Of course, the Bloomberg journalists have forgotten the primary caveat of economic reasoning – ceteris paribus, or all other things being equal. The horror of money printing, such as the disaster that nearly destroyed Germany in the early 1920s, caused hyperinflation and a plummeting exchange rate. Those haven’t afflicted Denmark, or any other major country, yet, because everything hasn’t remained ceteris or paribus.
When every nation reduces rates in concert, it has no impact on exchange rates. And it may not cause much inflation. The idea that it must cause price inflation or economics is wrong comes from a blockheaded view of the quantity theory of money. Again, ceteris paribus applies. Printing money (or technically credit expansion via low interest rates) will cause price inflation if nothing else in the economy changes. But money printing doesn’t work mechanically. Japan should know. The Bank of Japan has desperately tried to create inflation through money printing for the past 30 years.
Credit expansion can create inflation only if enough people are borrowing and spending on consumer goods. Hyperinflation often occurs with massive government spending, as in Germany’s hyperinflation or that of Zimbabwe recently. But if businesses, governments and consumers have maxed out their credit cards, they won’t be able to borrow much. And if businesses see no profitable opportunities to invest, they will borrow to buy back their own shares on the stock market, as they have been doing for years. Low price inflation doesn’t mean everything is fine.
- NIRP is destroying insurance companies and pension funds. By law and according to sound business practices, insurance companies and pension funds invest in the safest assets, usually government bonds. That practice worked well until recently when central banks began driving interest rates to near zero. Now those industries cannot earn enough of a return on their investments to pay life insurance claims and pensions.
- NIRP increases inequality by giving the newly minted money to financial service firms who can buy interest rate sensitive assets, such as real estate, stocks and bonds, before prices rise. Also, stock buy-backs by corporations boost stock prices and enrich the upper classes who own most of the stocks.
- NIRP destroys capital. Capital has many definitions, but for this analysis it need only refer to business equipment. I have already mentioned that businesses are buying back their own shares instead of investing in new equipment and expanding. In addition, they’re not replacing or repairing older equipment that will eventually wear out. That is called capital consumption and the steel industry in the 1970’s offers one of the best examples. Due to high taxes, regulations and high inflation, the old steel mills around Pittsburg refused to invest in new equipment. By the 1970’s they were making steel with worn out equipment bought in the early 1900’s. Competitors entered their market with newer more efficient equipment and forced the Pittsburgh mills to shut down.
- NIRP destroys banking by crushing profits. The Fed can set interest rates at zero, but banks can’t. They have fixed costs, or overhead, that doesn’t vary with interest rates. If the margin, or spread between what it costs banks to get money to loan and what they can charge customers, doesn’t pay their fixed costs, banks will fail.
- NIRP can’t prevent recessions, in spite of what mainstream economists think.

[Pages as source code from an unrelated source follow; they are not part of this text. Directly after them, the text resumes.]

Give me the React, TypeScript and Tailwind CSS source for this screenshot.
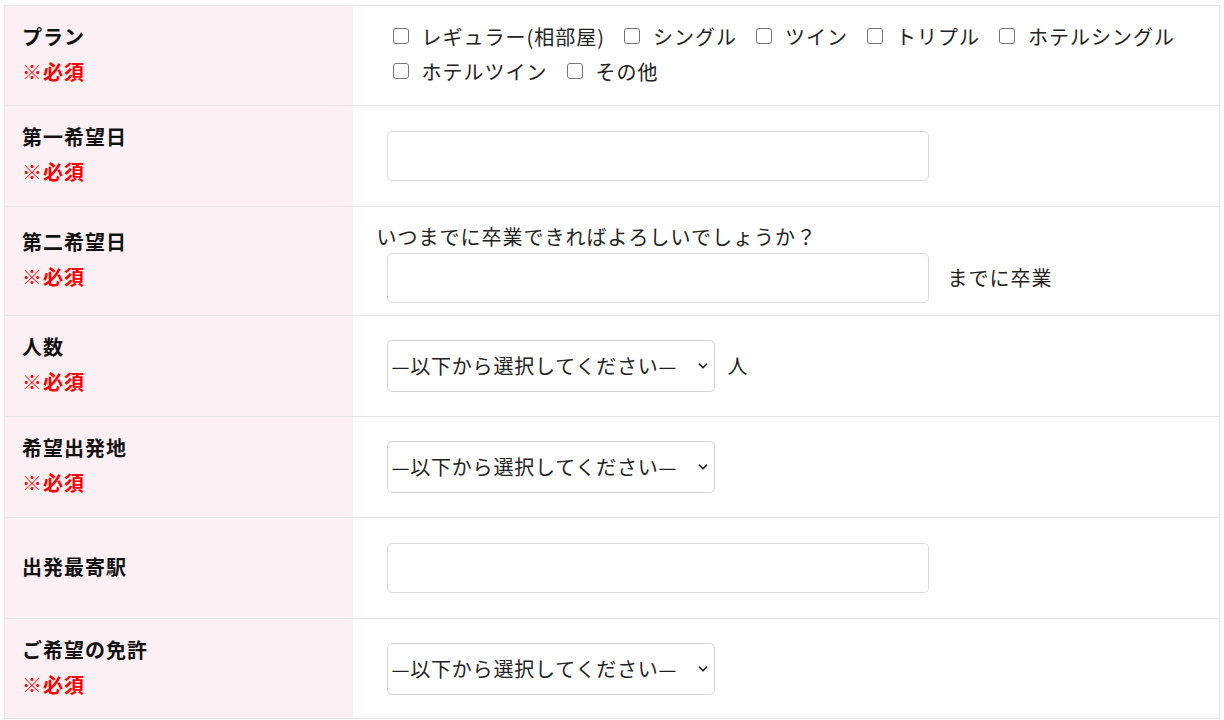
import { ChevronDown } from "lucide-react";

const plans = [
  "レギュラー(相部屋)",
  "シングル",
  "ツイン",
  "トリプル",
  "ホテルシングル",
  "ホテルツイン",
  "その他",
];

function Label({
  title,
  required,
  tall = true,
}: {
  title: string;
  required?: boolean;
  tall?: boolean;
}) {
  return (
    <th
      className={`w-[348px] bg-[#fdf0f4] border border-r-0 border-[#e6e6e6] text-left align-middle pl-[17px] pr-4 pt-[11px] pb-[15px] font-bold text-[20px] leading-[35px] tracking-[0.05em] text-[#111] ${
        tall ? "h-[101px]" : "h-[100px]"
      }`}
    >
      <div>{title}</div>
      {required && <div className="text-[#ff0000]">※必須</div>}
    </th>
  );
}

function Select() {
  return (
    <div className="relative ml-[10px] w-[328px] h-[52px]">
      <select
        defaultValue=""
        className="appearance-none w-full h-full border border-[#d4d4d4] rounded-[5px] bg-white pl-[4px] pr-8 text-[20px] tracking-[0.04em] text-[#222] outline-none"
      >
        <option value="">—以下から選択してください—</option>
      </select>
      <ChevronDown
        className="absolute right-[5px] top-1/2 -translate-y-1/2 w-[14px] h-[14px] text-[#222] pointer-events-none"
        strokeWidth={3}
      />
    </div>
  );
}

function TextInput() {
  return (
    <input
      type="text"
      className="ml-[10px] w-[542px] h-[50px] border border-[#d9d9d9] rounded-[5px] bg-white outline-none px-2 text-[20px]"
    />
  );
}

const cell =
  "border border-l-0 border-[#e6e6e6] pl-6 pr-4 py-[13px] align-middle";

export default function App() {
  return (
    <div className="bg-white min-h-[720px] pt-[5px] pl-[4px] font-['Noto_Sans_CJK_JP','Noto_Sans',sans-serif] text-[#222]">
      <table className="border-collapse w-[1216px]">
        <tbody>
          <tr>
            <Label title="プラン" required tall={false} />
            <td className="border border-l-0 border-[#e6e6e6] pl-6 pr-4 pt-[11px] pb-[15px] align-middle">
              <div className="flex flex-wrap gap-x-[13px] pl-[10px] text-[20px] leading-[35px] tracking-[0.05em]">
                {plans.map((p) => (
                  <label key={p} className="flex items-center">
                    <input
                      type="checkbox"
                      className="appearance-none ml-[6px] mr-[13px] w-[16px] h-[16px] border-[1.5px] border-[#767676] rounded-[3px] bg-white"
                    />
                    <span>{p}</span>
                  </label>
                ))}
              </div>
            </td>
          </tr>
          <tr>
            <Label title="第一希望日" required />
            <td className={cell}>
              <TextInput />
            </td>
          </tr>
          <tr>
            <Label title="第二希望日" required />
            <td className="border border-l-0 border-[#e6e6e6] pl-6 pr-4 pt-[13px] pb-[12px] align-middle">
              <div className="text-[20px] leading-[33px] tracking-[0.05em]">
                いつまでに卒業できればよろしいでしょうか？
              </div>
              <div className="flex items-center">
                <TextInput />
                <span className="ml-[19px] text-[20px] tracking-[0.05em]">
                  までに卒業
                </span>
              </div>
            </td>
          </tr>
          <tr>
            <Label title="人数" required />
            <td className={cell}>
              <div className="flex items-center">
                <Select />
                <span className="ml-[13px] text-[20px]">人</span>
              </div>
            </td>
          </tr>
          <tr>
            <Label title="希望出発地" required />
            <td className={cell}>
              <Select />
            </td>
          </tr>
          <tr>
            <Label title="出発最寄駅" />
            <td className={cell}>
              <TextInput />
            </td>
          </tr>
          <tr>
            <Label title="ご希望の免許" required tall={false} />
            <td className={cell}>
              <Select />
            </td>
          </tr>
        </tbody>
      </table>
    </div>
  );
}
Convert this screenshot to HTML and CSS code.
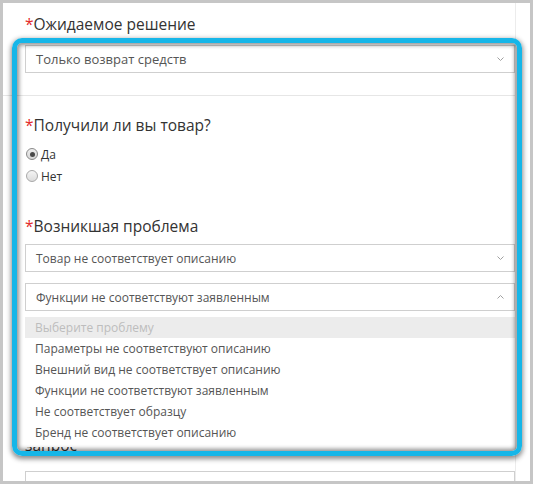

Denmark’s experience of the past few years impressed the authors of the Bloomberg article, but Japan has a much longer history with NIRP, most of the past 30 years. It has suffered many recessions, but they tend to be shallow with tepid recoveries. In other words, Japan has suffered mostly stagnation.
- NIRP causes businesses to suffer from a shortage of safe assets to use as collateral for short term loans. That has been hurting international trade. Central banks have caused the shortage by buying most issues of government bonds. That will continue for quite a while.
We’ll do fine until the next recession hits. Then all of the chickens that NIRP has been hatching will fly home to roost. And if you have hung around chickens much, you know what they deposit on those sitting under them.
What does all of this mean for the stock market? Many investment experts are predicting no more than a 1% return on investment in the stock market over the next decade. But they base that analysis on simple regressions of the current yield or PE ratio as a predictor of average returns for the next decade, and those are unusually good predictors of such returns.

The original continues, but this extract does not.